Development, construction and discontinuation of the N-20 Aiguillon
The final layout had four jet engines installed in the wings.
The concept of the N-20 combined a number of revolutionary ideas.
The aerodynamics of a swept wing was still in its infancy at this time. Going for a flying wing was an even bolder approach. The four engines were burried in the wings with the main landing gear retracting parallel backwards to them. This left only a small section of he outer wings with undisturbed airflow.
Thrust deflection slots functioning as reversers were to shorten the landing roll. Each engine was equipped with a side flow afterburning system. Extendable canard wings were meant to provide for low approach speeds and by that for a short landing distance. The detachable cockpit section served as rescue capsule. A modular weapons bay offered fast turnaround times.
Just to mention a few.
Numerous models of the prototype were taken through extensive wind tunnel tests. Some questions remained open nevertheless, specificly in the transonic speed range.
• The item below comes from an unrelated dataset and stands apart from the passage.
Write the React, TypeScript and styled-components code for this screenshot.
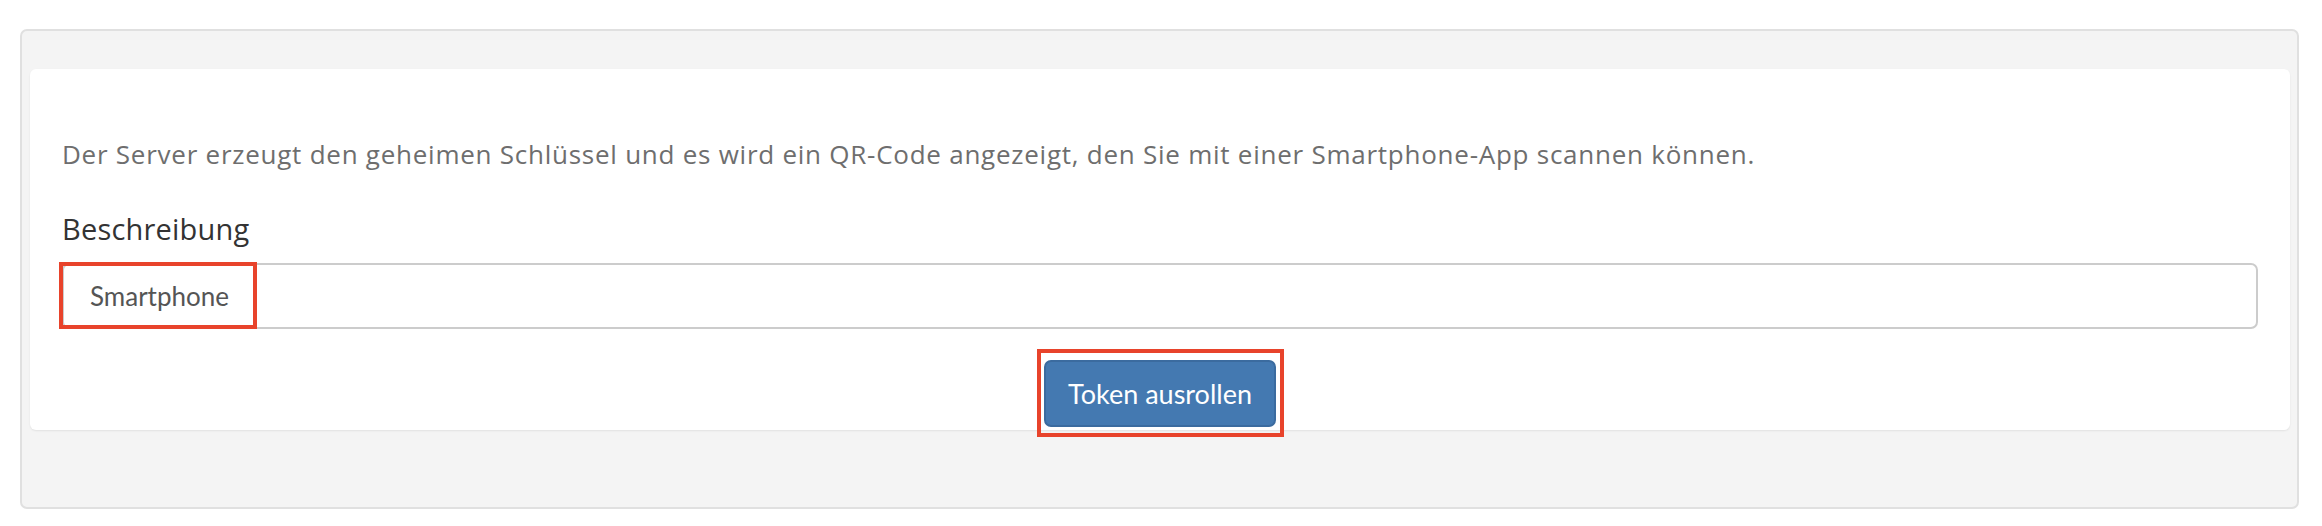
import React, { useState } from "react";
import styled, { createGlobalStyle } from "styled-components";

const GlobalStyle = createGlobalStyle`
  html, body {
    margin: 0;
    padding: 0;
    background: #ffffff;
    font-family: Lato, "Open Sans", sans-serif;
  }
`;

const Page = styled.div`
  padding: 29px 23px 17px 20px;
`;

const Panel = styled.div`
  background: #f4f4f4;
  border: 2px solid #e0e0e0;
  border-radius: 7px;
  padding: 38px 7px 77px 8px;
`;

const Card = styled.div`
  background: #ffffff;
  border-radius: 6px;
  box-shadow: 0 1px 2px rgba(0, 0, 0, 0.08);
  padding: 68px 32px 3px 32px;
  display: flex;
  flex-direction: column;
`;

const Intro = styled.p`
  margin: 0 0 40px 0;
  font-family: "Open Sans", Lato, sans-serif;
  font-size: 26px;
  letter-spacing: 0.75px;
  line-height: 35px;
  color: #6e6e6e;
  font-weight: 400;
`;

const Label = styled.label`
  display: block;
  font-family: "Open Sans", Lato, sans-serif;
  font-size: 29px;
  letter-spacing: 0.2px;
  line-height: 34px;
  color: #333333;
  margin-bottom: 17px;
`;

const Field = styled.div`
  position: relative;
`;

const Input = styled.input`
  box-sizing: border-box;
  width: 100%;
  height: 66px;
  border: 2px solid #cccccc;
  border-radius: 7px;
  padding: 0 26px;
  font-family: Lato, "Open Sans", sans-serif;
  font-size: 26px;
  color: #555555;
  background: #ffffff;
  outline: none;
`;

const Actions = styled.div`
  display: flex;
  justify-content: center;
  margin-top: 31px;
`;

const ButtonWrap = styled.div`
  position: relative;
`;

const Button = styled.button`
  box-sizing: border-box;
  height: 67px;
  width: 232px;
  background: #4479b1;
  border: 2px solid #3b6b9f;
  border-radius: 7px;
  color: #ffffff;
  font-family: Lato, "Open Sans", sans-serif;
  font-size: 27px;
  padding: 0;
  cursor: pointer;
`;

// red annotation boxes drawn over the screenshot
const Marker = styled.div<{ $top: number; $left: number; $w: number; $h: number }>`
  position: absolute;
  top: ${(p) => p.$top}px;
  left: ${(p) => p.$left}px;
  width: ${(p) => p.$w}px;
  height: ${(p) => p.$h}px;
  box-sizing: border-box;
  border: 4px solid #e8432b;
  pointer-events: none;
`;

const App = () => {
  const [description, setDescription] = useState("Smartphone");

  return (
    <>
      <GlobalStyle />
      <Page>
        <Panel>
          <Card>
            <Intro>
              Der Server erzeugt den geheimen Schlüssel und es wird ein QR-Code
              angezeigt, den Sie mit einer Smartphone-App scannen können.
            </Intro>
            <Label htmlFor="description">Beschreibung</Label>
            <Field>
              <Input
                id="description"
                value={description}
                onChange={(e) => setDescription(e.target.value)}
              />
              <Marker $top={-1} $left={-3} $w={198} $h={67} />
            </Field>
            <Actions>
              <ButtonWrap>
                <Button type="button">Token ausrollen</Button>
                <Marker $top={-11} $left={-7} $w={247} $h={88} />
              </ButtonWrap>
            </Actions>
          </Card>
        </Panel>
      </Page>
    </>
  );
};

export default App;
On 10 July 1950 Prof. Dr. Karman was invited for a meeting at Emmen to discuss the project. The protocoll of this meeting shows the insecurity and dissent within the engineering team at Emmen.
Statement development difficulties.
Report of the tumbling studies
The amount of reports and protocolls of this project is enormous. It fills complete cabinets in various archives. Presenting the entire story of this aircraft exceeds the scope of this page.
The N-20 was finished at the begining of 1952. On 8. April 1952 a high speed take off roll was performed during which according whitnesses the aircraft has lifetd off briefly.
At the end of 1952 the project funding by the Swiss government was cut. This lead to the termination of the development works on the N-20.
The aircraft is on display at the Fliegrmuseum Dübendorf today.